I've actually written this exact program, although it was for the TI-83+ (and in TI-Basic.) However, I took a different approach.

Factors involve complicated thinking to me, so:

Take X, the value under the square root. If X % (Y*Y) == 0, then an answer is Y * sqrt(X) (since if X is divisible by Y squared, we can say sqrt(XYY) and pull the Y out of the radical.) I converted it to C (while sitting here):

Code:

#include <stdio.h>
#include <math.h>
int main()
{
int x, y;
printf("Enter a number: ");
scanf("%d", &x);
for(y = ceil(sqrt(x)); y > 1; y--)
{
if(x % (y * y) == 0) break;
}
printf("Simple form: %d * %c(%d)\n", y, 251, x / (y * y));
return 0;
}

That code has served me faithfully for many (ok, 2) years.
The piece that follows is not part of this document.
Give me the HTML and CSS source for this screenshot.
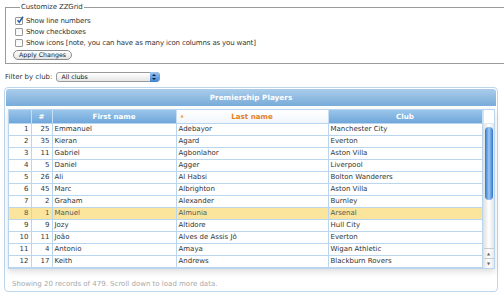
FILE: index.html
```html
<!DOCTYPE html>
<html>
<head>
    <title>ZZGrid - Premiership Players</title>
    <link rel="stylesheet" href="styles.css">
</head>
<body>
    <fieldset class="customize">
        <legend>Customize ZZGrid</legend>
        <label class="opt"><span class="box checked"><svg width="8" height="8" viewBox="0 0 8 8"><path d="M1.5 4.2 L3.3 6.3 L7 0.8" fill="none" stroke="#2a5fa8" stroke-width="1.6"/></svg></span>Show line numbers</label>
        <label class="opt"><span class="box"></span>Show checkboxes</label>
        <label class="opt"><span class="box"></span>Show icons [note, you can have as many icon columns as you want]</label>
        <button type="button" class="apply">Apply Changes</button>
    </fieldset>

    <div class="filter">
        <span>Filter by club:</span>
        <div class="select">All clubs<span class="stepper"><i class="up"></i><i class="down"></i></span></div>
    </div>

    <div class="zzgrid">
        <div class="title">Premiership Players</div>
        <div class="view">
            <table class="rows">
                <colgroup>
                    <col style="width:22px"><col style="width:21px"><col style="width:124px"><col style="width:152px"><col style="width:154px">
                </colgroup>
                <thead>
                    <tr>
                        <th></th>
                        <th>#</th>
                        <th>First name</th>
                        <th class="sorted"><span class="arrow">&#9650;</span>Last name</th>
                        <th>Club</th>
                    </tr>
                </thead>
                <tbody id="rows"></tbody>
            </table>
            <div class="scroll">
                <div class="corner"></div>
                <div class="track"><div class="thumb"></div></div>
                <div class="btn">&#9650;</div>
                <div class="btn">&#9660;</div>
            </div>
        </div>
        <div class="status">Showing 20 records of 479. Scroll down to load more data.</div>
    </div>

    <script>
        const players = [
            [25, 'Emmanuel', 'Adebayor', 'Manchester City'],
            [35, 'Kieran', 'Agard', 'Everton'],
            [11, 'Gabriel', 'Agbonlahor', 'Aston Villa'],
            [5, 'Daniel', 'Agger', 'Liverpool'],
            [26, 'Ali', 'Al Habsi', 'Bolton Wanderers'],
            [45, 'Marc', 'Albrighton', 'Aston Villa'],
            [2, 'Graham', 'Alexander', 'Burnley'],
            [1, 'Manuel', 'Almunia', 'Arsenal'],
            [9, 'Jozy', 'Altidore', 'Hull City'],
            [11, 'João', 'Alves de Assis Jô', 'Everton'],
            [4, 'Antonio', 'Amaya', 'Wigan Athletic'],
            [17, 'Keith', 'Andrews', 'Blackburn Rovers']
        ];

        const tbody = document.getElementById('rows');
        players.forEach(function (p, i) {
            const tr = document.createElement('tr');
            if (i === 7) tr.className = 'selected'; // highlighted row
            tr.innerHTML = '<td class="num">' + (i + 1) + '</td><td class="num">' + p[0] + '</td><td>' + p[1] + '</td><td>' + p[2] + '</td><td>' + p[3] + '</td>';
            tbody.appendChild(tr);
        });
    </script>
</body>
</html>
```

FILE: styles.css
```css
body {
    font-family: "DejaVu Sans", Verdana, sans-serif;
    font-size: 7px;
    color: #333;
    margin: 0;
    padding: 0 0 0 5px;
    overflow: hidden;
    background-color: #fff;
}
.customize {
    width: 520px;
    height: 61px;
    box-sizing: border-box;
    margin: 3px 0 0 0;
    padding: 3px 9px 0 9px;
    border: 1px solid #9a9a9a;
}
.customize legend {
    padding: 0 1px;
    margin-left: 5px;
    line-height: 9px;
    font-size: 7px;
    letter-spacing: -0.1px;
    color: #333;
}
.opt {
    display: flex;
    align-items: center;
    height: 11px;
    gap: 3px;
    font-size: 7px;
    letter-spacing: -0.15px;
    color: #333;
}
.box {
    width: 6px;
    height: 6px;
    border: 1px solid #999;
    border-radius: 1px;
    background: linear-gradient(#f4f4f4, #fff);
    position: relative;
}
.box svg {
    position: absolute;
    left: 0;
    top: -2px;
}
.apply {
    display: block;
    margin: 2px 0 0 -2px;
    height: 10px;
    width: 59px;
    padding: 0;
    border: 1px solid #8c8c8c;
    border-radius: 5px;
    background: linear-gradient(#ffffff, #e2e2e2);
    font-family: "DejaVu Sans", Verdana, sans-serif;
    font-size: 6.3px;
    color: #222;
    line-height: 8px;
}
.filter {
    display: flex;
    align-items: center;
    gap: 4px;
    margin-top: 8px;
    height: 10px;
}
.select {
    position: relative;
    width: 104px;
    height: 10px;
    box-sizing: border-box;
    border: 1px solid #9a9a9a;
    border-radius: 3px;
    background: linear-gradient(#ffffff, #e6e6e6);
    padding-left: 4px;
    font-size: 6.3px;
    line-height: 8px;
    color: #111;
}
.stepper {
    position: absolute;
    right: 0;
    top: -1px;
    width: 9px;
    height: 10px;
    border-radius: 0 3px 3px 0;
    background: linear-gradient(#9cc6f0, #3d82d8);
}
.stepper i {
    position: absolute;
    left: 2px;
    width: 0;
    height: 0;
    border-left: 2px solid transparent;
    border-right: 2px solid transparent;
}
.stepper .up {
    top: 2px;
    border-bottom: 2px solid #123;
}
.stepper .down {
    top: 6px;
    border-top: 2px solid #123;
}
.zzgrid {
    width: 494px;
    box-sizing: border-box;
    margin: 5px 0 0 -1px;
    padding: 1px;
    border: 1px solid #bcd6ee;
    border-radius: 4px;
    height: 205px;
}
.title {
    height: 17px;
    line-height: 17px;
    border-radius: 3px 3px 0 0;
    background: linear-gradient(#aacdeb, #78abd9);
    color: #fff;
    font-weight: bold;
    font-size: 7.3px;
    text-align: center;
}
.view {
    display: flex;
    width: 485px;
    margin: 3px 0 0 2px;
    border: 1px solid #b9d4ee;
    box-shadow: 0 3px 6px rgba(0, 0, 0, 0.13);
}
.rows {
    width: 473px;
    border-collapse: collapse;
    table-layout: fixed;
}
.rows th {
    height: 13px;
    padding: 0;
    background: linear-gradient(#9ac5ea, #6fa7da);
    color: #fff;
    font-weight: bold;
    font-size: 7.1px;
    text-align: center;
    border-right: 1px solid #c8def2;
    border-bottom: 1px solid #b9d4ee;
}
.rows th.sorted {
    position: relative;
    background: linear-gradient(#ffffff, #f1f6fb);
    color: #e5801f;
}
.rows th .arrow {
    position: absolute;
    left: 4px;
    top: 3px;
    font-size: 4px;
    color: #f0a040;
}
.rows td {
    height: 11px;
    padding: 0 2px;
    line-height: 11px;
    white-space: nowrap;
    overflow: hidden;
    border-right: 1px solid #bad5ee;
    border-bottom: 1px solid #bad5ee;
}
.rows td.num {
    text-align: right;
}
.rows tr.selected td {
    background-color: #fbe59c;
    color: #555;
}
.scroll {
    width: 10px;
    display: flex;
    flex-direction: column;
    border-left: 1px solid #d6e4f1;
}
.corner {
    height: 13px;
    border-bottom: 1px solid #e0eaf4;
}
.track {
    flex: 1;
    background: linear-gradient(90deg, #e4e4e4, #ffffff 50%, #e4e4e4);
}
.thumb {
    margin: 3px 1px 0 1px;
    height: 73px;
    border-radius: 4px;
    background: linear-gradient(90deg, #2f74c8, #9ccaf4 50%, #2f74c8);
}
.btn {
    height: 9px;
    line-height: 9px;
    font-size: 4px;
    color: #666;
    text-align: center;
    background: linear-gradient(90deg, #e8e8e8, #fff 50%, #e8e8e8);
    border-top: 1px solid #ccc;
}
.status {
    margin: 11px 0 0 6px;
    color: #a8a8a8;
    font-size: 7px;
}
```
The TI code was a bit more complicated (But also worked for cube roots, ect.). Now, if you want to literally output a 'sqrt' sign, that's a bit more complicated. You can output a 0xFB, which looks like a sqrt sign on the windows console. (But isn't very portable.) If you're in some GUI, the square root symbol is the unicode character U+221A.

sqrt(80000) = 200 * sqrt(2)

Although mine will fail on very large numbers. (>1.9B, shouldn't hurt too much.)